The post you are reporting:
Mark - you take cases of where some poor and even criminal practise existed and are trying to portray that as a norm and you could not be more wrong. Some poor advice was given, sadly it does happen and to a large extent by the banks (look at ombudsman reports - this is part of what I refer to). But there are also many cases where it was good advice and highly beneficial to the borrower.
There is nothing new, bad practise or in any way shady about the bundling and selling of debt.
Corporate Bond funds, Sovereign debt funds, Strategic Bond Funds, High Yield Bond Funds and Global Bond Funds (among others) all operate on the basis of buying and selling debt. The biggest sellers of debt is the UK Treasury and with QE the biggest buyer is the Bank of England! I am recommending the best of these funds daily, (in fact I have just broken off from a report recommending one such now) and they are essential tools for investment diversification and volatility reduction for investment portfolios.
There was a problem that arose in the USA when some criminals tried to disguise toxic debt and hide its true nature from the markets. That is criminal fraud and there have been prosecutions. Once again you take an example and try to explain an extreme as a norm when it is far from that.
So what will be next with your cherry picking, Hedge Funds perhaps? Will I have to explain the important role that they play in the markets too? You can go on like this forever and get nowhere. Red-top stories are no substitute for the bare facts.
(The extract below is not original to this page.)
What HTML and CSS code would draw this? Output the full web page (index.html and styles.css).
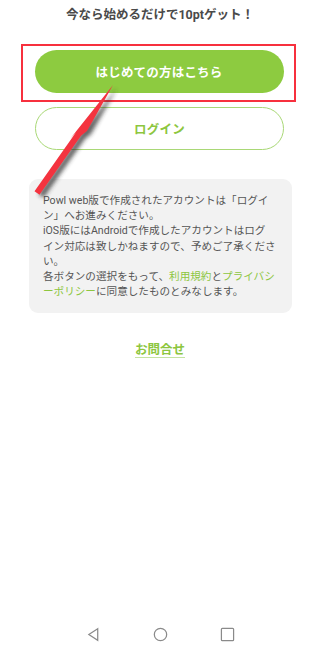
FILE: index.html
```html
<!DOCTYPE html>
<html lang="ja">
<head>
<meta charset="utf-8">
<link rel="stylesheet" href="styles.css">
</head>
<body>
<div class="page">
  <p class="lead">今なら始めるだけで10ptゲット！</p>
  <div class="highlight">
    <a class="btn btn-primary">はじめての方はこちら</a>
  </div>
  <a class="btn btn-outline">ログイン</a>
  <div class="notice">
    <p>Powl web版で作成されたアカウントは「ログイ<br>ン」へお進みください。<br>iOS版にはAndroidで作成したアカウントはログ<br>イン対応は致しかねますので、予めご了承くださ<br>い。<br>各ボタンの選択をもって、<span class="link">利用規約</span>と<span class="link">プライバシ<br>ーポリシー</span>に同意したものとみなします。</p>
  </div>
  <a class="contact">お問合せ</a>
  <nav class="navbar">
    <svg class="nav-icon" viewBox="0 0 16 16"><path d="M12.5 1.8 L3 8 L12.5 14.2 Z" /></svg>
    <svg class="nav-icon" viewBox="0 0 16 16"><circle cx="8" cy="8" r="6.6" /></svg>
    <svg class="nav-icon" viewBox="0 0 16 16"><rect x="1.5" y="1.5" width="13" height="13" rx="1" /></svg>
  </nav>
</div>
<svg class="arrow" viewBox="0 0 320 652" width="320" height="652">
  <defs>
    <filter id="blur" x="-20%" y="-20%" width="140%" height="140%">
      <feGaussianBlur stdDeviation="2"/>
    </filter>
  </defs>
  <polygon class="arrow-shadow" filter="url(#blur)" transform="translate(4 3)" points="113,85 87,131 81,135.7 39.5,194.7 34.5,191.3 76,132.3 70,139"/>
  <polygon class="arrow-body" points="113,85 87,131 81,135.7 39.5,194.7 34.5,191.3 76,132.3 70,139"/>
</svg>
</body>
</html>
```
FILE: styles.css
```css
html, body {
  margin: 0;
  padding: 0;
  background: #ffffff;
}
body {
  position: relative;
  width: 320px;
  height: 652px;
  overflow: hidden;
  font-family: Roboto, "Noto Sans CJK JP", "Noto Sans", sans-serif;
}
.page {
  display: flex;
  flex-direction: column;
  align-items: flex-start;
  height: 652px;
}
.lead {
  margin: 6px 0 0;
  width: 100%;
  text-align: center;
  font-size: 12.5px;
  line-height: 18px;
  font-weight: 700;
  color: #4a4a4a;
}
.highlight {
  margin: 20px 0 0 21px;
  width: 275px;
  height: 58px;
  box-sizing: border-box;
  border: 2.5px solid #f7303e;
  padding: 3.5px 10px 0 11.5px;
}
.btn {
  display: flex;
  align-items: center;
  justify-content: center;
  width: 249px;
  height: 43px;
  box-sizing: border-box;
  border-radius: 22px;
  font-size: 12.5px;
  font-weight: 700;
  letter-spacing: 0.2px;
}
.btn-primary {
  background: #8dcb40;
  color: #ffffff;
}
.btn-outline {
  margin: 5px 0 0 35px;
  border: 1.5px solid #a9d876;
  color: #8dc63f;
}
.notice {
  margin: 29px 0 0 29px;
  width: 263px;
  height: 134px;
  box-sizing: border-box;
  background: #f2f2f2;
  border-radius: 9px;
  padding: 14px 0 0 14px;
}
.notice p {
  margin: 0;
  font-size: 10.6px;
  line-height: 15.2px;
  color: #555555;
  white-space: nowrap;
}
.link {
  color: #8dc63f;
}
.contact {
  margin: 28px 0 0 0;
  align-self: center;
  font-size: 12.5px;
  line-height: 18px;
  font-weight: 700;
  color: #8dc63f;
  text-decoration: underline;
  text-decoration-color: #c4e3a0;
  text-underline-offset: 3px;
}
.navbar {
  margin-top: auto;
  width: 100%;
  height: 36px;
  display: flex;
  align-items: center;
  justify-content: center;
  gap: 52px;
}
.nav-icon {
  width: 15px;
  height: 15px;
  fill: none;
  stroke: #8a8a8a;
  stroke-width: 1.3;
}
.arrow {
  position: absolute;
  left: 0;
  top: 0;
  pointer-events: none;
}
.arrow-shadow {
  fill: #2e2e2e;
  opacity: 0.75;
}
.arrow-body {
  fill: #f4333f;
}
```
I did laugh when you suggest financial institutions 'convinced themselves that 'bust' would not happen'. These very institutions laughed at Brown thinking he was joking when he claimed he has 'banned boom an bust' they did not believe him and did not think he seriously believed it himself. Sadly they were wrong, he did believe it and that is why the man ran the while UK economy on that basis. Some, repeat some, banks and institutions made mistakes, yes - their adventures in the USA being one huge example but no-one made more mistakes or was more fundamentally involved in creating the economic conditions that are so damaging to all of us now than Gordon Brown.